## Directions
Write the data out again, exactly as given.

## Collected data

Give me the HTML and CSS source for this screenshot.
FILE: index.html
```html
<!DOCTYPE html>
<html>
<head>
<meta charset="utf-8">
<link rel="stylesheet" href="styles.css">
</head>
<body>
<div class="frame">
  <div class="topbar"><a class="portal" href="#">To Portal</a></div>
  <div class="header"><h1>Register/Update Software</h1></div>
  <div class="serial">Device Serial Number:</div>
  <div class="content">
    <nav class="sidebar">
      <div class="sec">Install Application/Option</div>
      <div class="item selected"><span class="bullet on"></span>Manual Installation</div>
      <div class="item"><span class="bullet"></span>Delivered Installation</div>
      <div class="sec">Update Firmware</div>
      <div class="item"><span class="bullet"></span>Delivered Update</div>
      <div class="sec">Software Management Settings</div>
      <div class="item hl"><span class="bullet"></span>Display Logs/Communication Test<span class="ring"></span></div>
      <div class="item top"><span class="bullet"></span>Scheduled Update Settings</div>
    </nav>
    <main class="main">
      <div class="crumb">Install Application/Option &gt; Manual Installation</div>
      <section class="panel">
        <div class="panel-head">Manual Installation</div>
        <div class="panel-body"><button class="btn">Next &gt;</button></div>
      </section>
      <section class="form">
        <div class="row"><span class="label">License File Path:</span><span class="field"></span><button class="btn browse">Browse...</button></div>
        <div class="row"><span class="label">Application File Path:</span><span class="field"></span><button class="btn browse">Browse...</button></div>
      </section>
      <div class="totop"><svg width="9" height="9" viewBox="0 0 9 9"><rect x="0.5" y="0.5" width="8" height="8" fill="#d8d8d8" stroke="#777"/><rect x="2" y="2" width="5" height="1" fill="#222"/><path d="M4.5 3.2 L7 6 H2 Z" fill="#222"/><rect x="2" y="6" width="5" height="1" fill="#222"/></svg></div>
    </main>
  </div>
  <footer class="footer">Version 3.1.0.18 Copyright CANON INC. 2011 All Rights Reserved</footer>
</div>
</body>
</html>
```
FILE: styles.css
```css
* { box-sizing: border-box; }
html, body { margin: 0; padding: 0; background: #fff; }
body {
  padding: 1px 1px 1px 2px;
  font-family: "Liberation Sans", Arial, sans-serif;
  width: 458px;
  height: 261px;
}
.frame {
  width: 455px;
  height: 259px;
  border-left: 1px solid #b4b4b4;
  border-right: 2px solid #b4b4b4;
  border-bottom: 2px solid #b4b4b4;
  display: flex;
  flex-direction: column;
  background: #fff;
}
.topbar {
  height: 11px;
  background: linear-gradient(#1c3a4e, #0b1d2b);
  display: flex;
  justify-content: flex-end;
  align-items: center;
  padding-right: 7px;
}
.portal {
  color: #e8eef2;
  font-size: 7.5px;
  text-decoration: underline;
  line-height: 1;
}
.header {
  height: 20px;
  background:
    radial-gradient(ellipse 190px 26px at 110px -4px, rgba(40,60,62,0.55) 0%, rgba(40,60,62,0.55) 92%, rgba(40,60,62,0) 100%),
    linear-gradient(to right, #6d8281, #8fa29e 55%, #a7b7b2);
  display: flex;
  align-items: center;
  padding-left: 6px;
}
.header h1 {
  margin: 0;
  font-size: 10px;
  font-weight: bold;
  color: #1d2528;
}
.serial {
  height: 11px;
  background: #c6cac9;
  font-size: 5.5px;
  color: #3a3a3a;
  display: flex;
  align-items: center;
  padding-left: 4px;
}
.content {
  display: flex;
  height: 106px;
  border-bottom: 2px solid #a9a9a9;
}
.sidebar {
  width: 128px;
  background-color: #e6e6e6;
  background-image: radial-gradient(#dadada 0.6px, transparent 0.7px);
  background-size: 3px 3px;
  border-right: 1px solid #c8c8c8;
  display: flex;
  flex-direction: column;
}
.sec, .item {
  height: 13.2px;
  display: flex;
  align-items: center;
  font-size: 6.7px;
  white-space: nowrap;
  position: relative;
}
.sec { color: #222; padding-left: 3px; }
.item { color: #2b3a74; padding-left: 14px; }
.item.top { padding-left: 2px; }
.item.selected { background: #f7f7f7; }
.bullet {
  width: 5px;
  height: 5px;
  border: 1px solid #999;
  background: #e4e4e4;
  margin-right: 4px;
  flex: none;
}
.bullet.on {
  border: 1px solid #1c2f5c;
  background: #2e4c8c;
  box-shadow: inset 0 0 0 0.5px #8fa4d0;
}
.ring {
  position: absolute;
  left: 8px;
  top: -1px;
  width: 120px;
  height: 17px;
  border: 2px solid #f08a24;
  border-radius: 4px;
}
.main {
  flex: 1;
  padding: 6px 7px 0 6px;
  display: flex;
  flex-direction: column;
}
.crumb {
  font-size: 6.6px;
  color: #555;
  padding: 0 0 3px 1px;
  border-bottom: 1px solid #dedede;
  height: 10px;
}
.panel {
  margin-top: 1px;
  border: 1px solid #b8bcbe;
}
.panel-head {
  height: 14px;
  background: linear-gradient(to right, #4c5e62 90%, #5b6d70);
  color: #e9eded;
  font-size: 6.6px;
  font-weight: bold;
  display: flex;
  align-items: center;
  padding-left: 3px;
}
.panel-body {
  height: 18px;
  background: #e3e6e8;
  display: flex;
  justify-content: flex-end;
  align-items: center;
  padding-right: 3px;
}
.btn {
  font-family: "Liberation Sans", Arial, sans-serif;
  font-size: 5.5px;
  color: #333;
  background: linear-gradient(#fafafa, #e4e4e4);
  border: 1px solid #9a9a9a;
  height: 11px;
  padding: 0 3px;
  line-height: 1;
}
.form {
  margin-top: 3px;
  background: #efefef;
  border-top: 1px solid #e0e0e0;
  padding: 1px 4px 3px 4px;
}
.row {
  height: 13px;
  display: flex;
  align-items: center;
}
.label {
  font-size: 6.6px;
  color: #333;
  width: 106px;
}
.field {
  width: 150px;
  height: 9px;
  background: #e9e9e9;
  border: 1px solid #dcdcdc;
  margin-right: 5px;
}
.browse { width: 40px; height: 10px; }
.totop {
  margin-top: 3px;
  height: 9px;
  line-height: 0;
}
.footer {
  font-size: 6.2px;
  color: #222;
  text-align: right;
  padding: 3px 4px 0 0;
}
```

## Completed task
Give me the HTML and CSS source for this screenshot.
FILE: index.html
```html
<!DOCTYPE html>
<html>
<head>
<meta charset="utf-8">
<link rel="stylesheet" href="styles.css">
</head>
<body>
<div class="frame">
  <div class="topbar"><a class="portal" href="#">To Portal</a></div>
  <div class="header"><h1>Register/Update Software</h1></div>
  <div class="serial">Device Serial Number:</div>
  <div class="content">
    <nav class="sidebar">
      <div class="sec">Install Application/Option</div>
      <div class="item selected"><span class="bullet on"></span>Manual Installation</div>
      <div class="item"><span class="bullet"></span>Delivered Installation</div>
      <div class="sec">Update Firmware</div>
      <div class="item"><span class="bullet"></span>Delivered Update</div>
      <div class="sec">Software Management Settings</div>
      <div class="item hl"><span class="bullet"></span>Display Logs/Communication Test<span class="ring"></span></div>
      <div class="item top"><span class="bullet"></span>Scheduled Update Settings</div>
    </nav>
    <main class="main">
      <div class="crumb">Install Application/Option &gt; Manual Installation</div>
      <section class="panel">
        <div class="panel-head">Manual Installation</div>
        <div class="panel-body"><button class="btn">Next &gt;</button></div>
      </section>
      <section class="form">
        <div class="row"><span class="label">License File Path:</span><span class="field"></span><button class="btn browse">Browse...</button></div>
        <div class="row"><span class="label">Application File Path:</span><span class="field"></span><button class="btn browse">Browse...</button></div>
      </section>
      <div class="totop"><svg width="9" height="9" viewBox="0 0 9 9"><rect x="0.5" y="0.5" width="8" height="8" fill="#d8d8d8" stroke="#777"/><rect x="2" y="2" width="5" height="1" fill="#222"/><path d="M4.5 3.2 L7 6 H2 Z" fill="#222"/><rect x="2" y="6" width="5" height="1" fill="#222"/></svg></div>
    </main>
  </div>
  <footer class="footer">Version 3.1.0.18 Copyright CANON INC. 2011 All Rights Reserved</footer>
</div>
</body>
</html>
```
FILE: styles.css
```css
* { box-sizing: border-box; }
html, body { margin: 0; padding: 0; background: #fff; }
body {
  padding: 1px 1px 1px 2px;
  font-family: "Liberation Sans", Arial, sans-serif;
  width: 458px;
  height: 261px;
}
.frame {
  width: 455px;
  height: 259px;
  border-left: 1px solid #b4b4b4;
  border-right: 2px solid #b4b4b4;
  border-bottom: 2px solid #b4b4b4;
  display: flex;
  flex-direction: column;
  background: #fff;
}
.topbar {
  height: 11px;
  background: linear-gradient(#1c3a4e, #0b1d2b);
  display: flex;
  justify-content: flex-end;
  align-items: center;
  padding-right: 7px;
}
.portal {
  color: #e8eef2;
  font-size: 7.5px;
  text-decoration: underline;
  line-height: 1;
}
.header {
  height: 20px;
  background:
    radial-gradient(ellipse 190px 26px at 110px -4px, rgba(40,60,62,0.55) 0%, rgba(40,60,62,0.55) 92%, rgba(40,60,62,0) 100%),
    linear-gradient(to right, #6d8281, #8fa29e 55%, #a7b7b2);
  display: flex;
  align-items: center;
  padding-left: 6px;
}
.header h1 {
  margin: 0;
  font-size: 10px;
  font-weight: bold;
  color: #1d2528;
}
.serial {
  height: 11px;
  background: #c6cac9;
  font-size: 5.5px;
  color: #3a3a3a;
  display: flex;
  align-items: center;
  padding-left: 4px;
}
.content {
  display: flex;
  height: 106px;
  border-bottom: 2px solid #a9a9a9;
}
.sidebar {
  width: 128px;
  background-color: #e6e6e6;
  background-image: radial-gradient(#dadada 0.6px, transparent 0.7px);
  background-size: 3px 3px;
  border-right: 1px solid #c8c8c8;
  display: flex;
  flex-direction: column;
}
.sec, .item {
  height: 13.2px;
  display: flex;
  align-items: center;
  font-size: 6.7px;
  white-space: nowrap;
  position: relative;
}
.sec { color: #222; padding-left: 3px; }
.item { color: #2b3a74; padding-left: 14px; }
.item.top { padding-left: 2px; }
.item.selected { background: #f7f7f7; }
.bullet {
  width: 5px;
  height: 5px;
  border: 1px solid #999;
  background: #e4e4e4;
  margin-right: 4px;
  flex: none;
}
.bullet.on {
  border: 1px solid #1c2f5c;
  background: #2e4c8c;
  box-shadow: inset 0 0 0 0.5px #8fa4d0;
}
.ring {
  position: absolute;
  left: 8px;
  top: -1px;
  width: 120px;
  height: 17px;
  border: 2px solid #f08a24;
  border-radius: 4px;
}
.main {
  flex: 1;
  padding: 6px 7px 0 6px;
  display: flex;
  flex-direction: column;
}
.crumb {
  font-size: 6.6px;
  color: #555;
  padding: 0 0 3px 1px;
  border-bottom: 1px solid #dedede;
  height: 10px;
}
.panel {
  margin-top: 1px;
  border: 1px solid #b8bcbe;
}
.panel-head {
  height: 14px;
  background: linear-gradient(to right, #4c5e62 90%, #5b6d70);
  color: #e9eded;
  font-size: 6.6px;
  font-weight: bold;
  display: flex;
  align-items: center;
  padding-left: 3px;
}
.panel-body {
  height: 18px;
  background: #e3e6e8;
  display: flex;
  justify-content: flex-end;
  align-items: center;
  padding-right: 3px;
}
.btn {
  font-family: "Liberation Sans", Arial, sans-serif;
  font-size: 5.5px;
  color: #333;
  background: linear-gradient(#fafafa, #e4e4e4);
  border: 1px solid #9a9a9a;
  height: 11px;
  padding: 0 3px;
  line-height: 1;
}
.form {
  margin-top: 3px;
  background: #efefef;
  border-top: 1px solid #e0e0e0;
  padding: 1px 4px 3px 4px;
}
.row {
  height: 13px;
  display: flex;
  align-items: center;
}
.label {
  font-size: 6.6px;
  color: #333;
  width: 106px;
}
.field {
  width: 150px;
  height: 9px;
  background: #e9e9e9;
  border: 1px solid #dcdcdc;
  margin-right: 5px;
}
.browse { width: 40px; height: 10px; }
.totop {
  margin-top: 3px;
  height: 9px;
  line-height: 0;
}
.footer {
  font-size: 6.2px;
  color: #222;
  text-align: right;
  padding: 3px 4px 0 0;
}
```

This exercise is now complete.